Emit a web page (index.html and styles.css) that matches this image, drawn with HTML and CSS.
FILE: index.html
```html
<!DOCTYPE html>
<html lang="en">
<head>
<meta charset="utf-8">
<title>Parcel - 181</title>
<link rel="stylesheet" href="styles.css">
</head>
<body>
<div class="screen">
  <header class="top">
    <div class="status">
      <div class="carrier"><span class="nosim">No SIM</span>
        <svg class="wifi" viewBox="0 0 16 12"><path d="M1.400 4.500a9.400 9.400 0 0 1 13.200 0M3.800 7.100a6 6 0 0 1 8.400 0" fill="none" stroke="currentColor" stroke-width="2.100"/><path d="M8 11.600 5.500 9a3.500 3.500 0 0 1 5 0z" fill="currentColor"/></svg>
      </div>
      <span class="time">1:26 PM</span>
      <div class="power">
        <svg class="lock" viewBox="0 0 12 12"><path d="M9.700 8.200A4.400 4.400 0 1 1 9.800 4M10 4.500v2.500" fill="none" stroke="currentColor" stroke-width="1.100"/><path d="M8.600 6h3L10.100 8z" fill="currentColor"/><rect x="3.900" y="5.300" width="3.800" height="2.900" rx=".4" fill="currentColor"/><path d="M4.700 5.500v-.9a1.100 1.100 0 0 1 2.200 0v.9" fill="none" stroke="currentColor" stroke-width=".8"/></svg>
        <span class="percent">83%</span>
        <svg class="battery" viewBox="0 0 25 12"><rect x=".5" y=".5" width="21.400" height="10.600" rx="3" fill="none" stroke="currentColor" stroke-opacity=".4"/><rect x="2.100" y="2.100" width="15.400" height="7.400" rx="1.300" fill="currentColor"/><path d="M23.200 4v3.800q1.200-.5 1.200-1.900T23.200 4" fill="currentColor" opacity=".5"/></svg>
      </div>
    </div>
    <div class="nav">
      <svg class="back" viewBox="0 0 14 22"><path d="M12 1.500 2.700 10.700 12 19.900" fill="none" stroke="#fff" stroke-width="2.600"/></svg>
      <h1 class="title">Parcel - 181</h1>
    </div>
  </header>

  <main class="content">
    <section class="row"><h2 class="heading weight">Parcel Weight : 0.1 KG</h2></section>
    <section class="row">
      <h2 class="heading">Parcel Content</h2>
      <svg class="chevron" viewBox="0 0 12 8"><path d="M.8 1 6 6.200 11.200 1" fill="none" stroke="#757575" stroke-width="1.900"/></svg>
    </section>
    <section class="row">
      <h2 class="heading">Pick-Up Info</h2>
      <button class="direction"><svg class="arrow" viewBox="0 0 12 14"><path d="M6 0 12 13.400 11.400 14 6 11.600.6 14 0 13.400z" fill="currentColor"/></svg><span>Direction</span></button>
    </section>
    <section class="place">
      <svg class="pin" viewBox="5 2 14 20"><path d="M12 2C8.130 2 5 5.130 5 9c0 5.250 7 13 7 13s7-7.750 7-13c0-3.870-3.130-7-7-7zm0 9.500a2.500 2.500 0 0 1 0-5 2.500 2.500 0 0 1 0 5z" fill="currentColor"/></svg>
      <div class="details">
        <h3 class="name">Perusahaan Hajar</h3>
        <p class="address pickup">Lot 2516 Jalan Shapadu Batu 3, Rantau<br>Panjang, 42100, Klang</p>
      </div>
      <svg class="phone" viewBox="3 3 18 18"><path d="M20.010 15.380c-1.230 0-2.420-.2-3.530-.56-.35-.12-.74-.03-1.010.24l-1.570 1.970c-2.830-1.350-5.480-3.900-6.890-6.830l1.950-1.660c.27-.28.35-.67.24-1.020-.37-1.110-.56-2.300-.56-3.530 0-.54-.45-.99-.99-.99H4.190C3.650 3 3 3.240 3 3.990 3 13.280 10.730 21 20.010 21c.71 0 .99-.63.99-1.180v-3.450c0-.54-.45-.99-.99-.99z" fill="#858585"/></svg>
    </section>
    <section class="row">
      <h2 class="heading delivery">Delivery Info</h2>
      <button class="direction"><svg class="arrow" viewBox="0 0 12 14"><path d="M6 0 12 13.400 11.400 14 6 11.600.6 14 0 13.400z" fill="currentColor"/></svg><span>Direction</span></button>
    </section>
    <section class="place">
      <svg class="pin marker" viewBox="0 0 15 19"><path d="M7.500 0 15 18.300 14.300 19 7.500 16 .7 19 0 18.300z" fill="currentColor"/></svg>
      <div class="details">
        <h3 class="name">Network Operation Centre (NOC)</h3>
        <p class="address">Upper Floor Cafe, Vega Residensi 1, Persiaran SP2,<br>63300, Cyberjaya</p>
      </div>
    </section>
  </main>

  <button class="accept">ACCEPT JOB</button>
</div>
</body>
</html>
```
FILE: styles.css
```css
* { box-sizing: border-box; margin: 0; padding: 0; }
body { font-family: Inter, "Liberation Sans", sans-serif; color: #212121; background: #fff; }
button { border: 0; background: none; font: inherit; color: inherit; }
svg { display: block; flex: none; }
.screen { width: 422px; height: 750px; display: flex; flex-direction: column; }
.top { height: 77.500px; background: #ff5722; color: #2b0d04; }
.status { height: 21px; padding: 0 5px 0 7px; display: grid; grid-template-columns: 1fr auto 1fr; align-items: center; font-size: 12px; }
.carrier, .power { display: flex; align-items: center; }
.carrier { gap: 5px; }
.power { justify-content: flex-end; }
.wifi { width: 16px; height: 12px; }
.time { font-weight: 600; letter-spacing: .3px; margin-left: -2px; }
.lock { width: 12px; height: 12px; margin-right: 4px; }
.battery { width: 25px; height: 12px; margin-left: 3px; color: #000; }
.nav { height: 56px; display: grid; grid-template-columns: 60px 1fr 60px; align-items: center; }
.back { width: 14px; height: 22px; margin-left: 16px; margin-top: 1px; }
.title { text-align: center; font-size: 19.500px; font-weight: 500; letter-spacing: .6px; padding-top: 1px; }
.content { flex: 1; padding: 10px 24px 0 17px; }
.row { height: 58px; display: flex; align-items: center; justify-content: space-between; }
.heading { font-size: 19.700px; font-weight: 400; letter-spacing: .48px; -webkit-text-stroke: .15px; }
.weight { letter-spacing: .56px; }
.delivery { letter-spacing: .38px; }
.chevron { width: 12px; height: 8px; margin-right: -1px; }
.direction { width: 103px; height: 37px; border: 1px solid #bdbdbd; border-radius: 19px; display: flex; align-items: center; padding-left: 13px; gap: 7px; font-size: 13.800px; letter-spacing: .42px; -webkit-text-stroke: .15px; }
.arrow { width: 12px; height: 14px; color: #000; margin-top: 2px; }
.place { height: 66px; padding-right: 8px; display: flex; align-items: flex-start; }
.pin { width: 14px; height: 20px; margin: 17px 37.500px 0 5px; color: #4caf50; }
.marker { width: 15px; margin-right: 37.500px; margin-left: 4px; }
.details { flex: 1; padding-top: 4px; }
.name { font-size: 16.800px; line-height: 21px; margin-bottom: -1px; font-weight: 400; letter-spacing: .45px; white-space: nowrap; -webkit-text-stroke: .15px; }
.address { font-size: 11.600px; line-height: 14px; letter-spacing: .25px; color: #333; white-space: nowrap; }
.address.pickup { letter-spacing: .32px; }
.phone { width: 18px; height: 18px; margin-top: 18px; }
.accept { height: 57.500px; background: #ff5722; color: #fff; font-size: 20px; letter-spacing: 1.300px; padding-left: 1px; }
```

◆ ◆ ◆ ◆ ◆

→ Exercise objective
Output the listing above without altering a single character.

→ Result for this task
Emit a web page (index.html and styles.css) that matches this image, drawn with HTML and CSS.
FILE: index.html
```html
<!DOCTYPE html>
<html lang="en">
<head>
<meta charset="utf-8">
<title>Parcel - 181</title>
<link rel="stylesheet" href="styles.css">
</head>
<body>
<div class="screen">
  <header class="top">
    <div class="status">
      <div class="carrier"><span class="nosim">No SIM</span>
        <svg class="wifi" viewBox="0 0 16 12"><path d="M1.400 4.500a9.400 9.400 0 0 1 13.200 0M3.800 7.100a6 6 0 0 1 8.400 0" fill="none" stroke="currentColor" stroke-width="2.100"/><path d="M8 11.600 5.500 9a3.500 3.500 0 0 1 5 0z" fill="currentColor"/></svg>
      </div>
      <span class="time">1:26 PM</span>
      <div class="power">
        <svg class="lock" viewBox="0 0 12 12"><path d="M9.700 8.200A4.400 4.400 0 1 1 9.800 4M10 4.500v2.500" fill="none" stroke="currentColor" stroke-width="1.100"/><path d="M8.600 6h3L10.100 8z" fill="currentColor"/><rect x="3.900" y="5.300" width="3.800" height="2.900" rx=".4" fill="currentColor"/><path d="M4.700 5.500v-.9a1.100 1.100 0 0 1 2.200 0v.9" fill="none" stroke="currentColor" stroke-width=".8"/></svg>
        <span class="percent">83%</span>
        <svg class="battery" viewBox="0 0 25 12"><rect x=".5" y=".5" width="21.400" height="10.600" rx="3" fill="none" stroke="currentColor" stroke-opacity=".4"/><rect x="2.100" y="2.100" width="15.400" height="7.400" rx="1.300" fill="currentColor"/><path d="M23.200 4v3.800q1.200-.5 1.200-1.900T23.200 4" fill="currentColor" opacity=".5"/></svg>
      </div>
    </div>
    <div class="nav">
      <svg class="back" viewBox="0 0 14 22"><path d="M12 1.500 2.700 10.700 12 19.900" fill="none" stroke="#fff" stroke-width="2.600"/></svg>
      <h1 class="title">Parcel - 181</h1>
    </div>
  </header>

  <main class="content">
    <section class="row"><h2 class="heading weight">Parcel Weight : 0.1 KG</h2></section>
    <section class="row">
      <h2 class="heading">Parcel Content</h2>
      <svg class="chevron" viewBox="0 0 12 8"><path d="M.8 1 6 6.200 11.200 1" fill="none" stroke="#757575" stroke-width="1.900"/></svg>
    </section>
    <section class="row">
      <h2 class="heading">Pick-Up Info</h2>
      <button class="direction"><svg class="arrow" viewBox="0 0 12 14"><path d="M6 0 12 13.400 11.400 14 6 11.600.6 14 0 13.400z" fill="currentColor"/></svg><span>Direction</span></button>
    </section>
    <section class="place">
      <svg class="pin" viewBox="5 2 14 20"><path d="M12 2C8.130 2 5 5.130 5 9c0 5.250 7 13 7 13s7-7.750 7-13c0-3.870-3.130-7-7-7zm0 9.500a2.500 2.500 0 0 1 0-5 2.500 2.500 0 0 1 0 5z" fill="currentColor"/></svg>
      <div class="details">
        <h3 class="name">Perusahaan Hajar</h3>
        <p class="address pickup">Lot 2516 Jalan Shapadu Batu 3, Rantau<br>Panjang, 42100, Klang</p>
      </div>
      <svg class="phone" viewBox="3 3 18 18"><path d="M20.010 15.380c-1.230 0-2.420-.2-3.530-.56-.35-.12-.74-.03-1.010.24l-1.570 1.970c-2.830-1.350-5.480-3.900-6.890-6.830l1.950-1.660c.27-.28.35-.67.24-1.020-.37-1.110-.56-2.300-.56-3.530 0-.54-.45-.99-.99-.99H4.190C3.650 3 3 3.240 3 3.990 3 13.280 10.730 21 20.010 21c.71 0 .99-.63.99-1.180v-3.450c0-.54-.45-.99-.99-.99z" fill="#858585"/></svg>
    </section>
    <section class="row">
      <h2 class="heading delivery">Delivery Info</h2>
      <button class="direction"><svg class="arrow" viewBox="0 0 12 14"><path d="M6 0 12 13.400 11.400 14 6 11.600.6 14 0 13.400z" fill="currentColor"/></svg><span>Direction</span></button>
    </section>
    <section class="place">
      <svg class="pin marker" viewBox="0 0 15 19"><path d="M7.500 0 15 18.300 14.300 19 7.500 16 .7 19 0 18.300z" fill="currentColor"/></svg>
      <div class="details">
        <h3 class="name">Network Operation Centre (NOC)</h3>
        <p class="address">Upper Floor Cafe, Vega Residensi 1, Persiaran SP2,<br>63300, Cyberjaya</p>
      </div>
    </section>
  </main>

  <button class="accept">ACCEPT JOB</button>
</div>
</body>
</html>
```
FILE: styles.css
```css
* { box-sizing: border-box; margin: 0; padding: 0; }
body { font-family: Inter, "Liberation Sans", sans-serif; color: #212121; background: #fff; }
button { border: 0; background: none; font: inherit; color: inherit; }
svg { display: block; flex: none; }
.screen { width: 422px; height: 750px; display: flex; flex-direction: column; }
.top { height: 77.500px; background: #ff5722; color: #2b0d04; }
.status { height: 21px; padding: 0 5px 0 7px; display: grid; grid-template-columns: 1fr auto 1fr; align-items: center; font-size: 12px; }
.carrier, .power { display: flex; align-items: center; }
.carrier { gap: 5px; }
.power { justify-content: flex-end; }
.wifi { width: 16px; height: 12px; }
.time { font-weight: 600; letter-spacing: .3px; margin-left: -2px; }
.lock { width: 12px; height: 12px; margin-right: 4px; }
.battery { width: 25px; height: 12px; margin-left: 3px; color: #000; }
.nav { height: 56px; display: grid; grid-template-columns: 60px 1fr 60px; align-items: center; }
.back { width: 14px; height: 22px; margin-left: 16px; margin-top: 1px; }
.title { text-align: center; font-size: 19.500px; font-weight: 500; letter-spacing: .6px; padding-top: 1px; }
.content { flex: 1; padding: 10px 24px 0 17px; }
.row { height: 58px; display: flex; align-items: center; justify-content: space-between; }
.heading { font-size: 19.700px; font-weight: 400; letter-spacing: .48px; -webkit-text-stroke: .15px; }
.weight { letter-spacing: .56px; }
.delivery { letter-spacing: .38px; }
.chevron { width: 12px; height: 8px; margin-right: -1px; }
.direction { width: 103px; height: 37px; border: 1px solid #bdbdbd; border-radius: 19px; display: flex; align-items: center; padding-left: 13px; gap: 7px; font-size: 13.800px; letter-spacing: .42px; -webkit-text-stroke: .15px; }
.arrow { width: 12px; height: 14px; color: #000; margin-top: 2px; }
.place { height: 66px; padding-right: 8px; display: flex; align-items: flex-start; }
.pin { width: 14px; height: 20px; margin: 17px 37.500px 0 5px; color: #4caf50; }
.marker { width: 15px; margin-right: 37.500px; margin-left: 4px; }
.details { flex: 1; padding-top: 4px; }
.name { font-size: 16.800px; line-height: 21px; margin-bottom: -1px; font-weight: 400; letter-spacing: .45px; white-space: nowrap; -webkit-text-stroke: .15px; }
.address { font-size: 11.600px; line-height: 14px; letter-spacing: .25px; color: #333; white-space: nowrap; }
.address.pickup { letter-spacing: .32px; }
.phone { width: 18px; height: 18px; margin-top: 18px; }
.accept { height: 57.500px; background: #ff5722; color: #fff; font-size: 20px; letter-spacing: 1.300px; padding-left: 1px; }
```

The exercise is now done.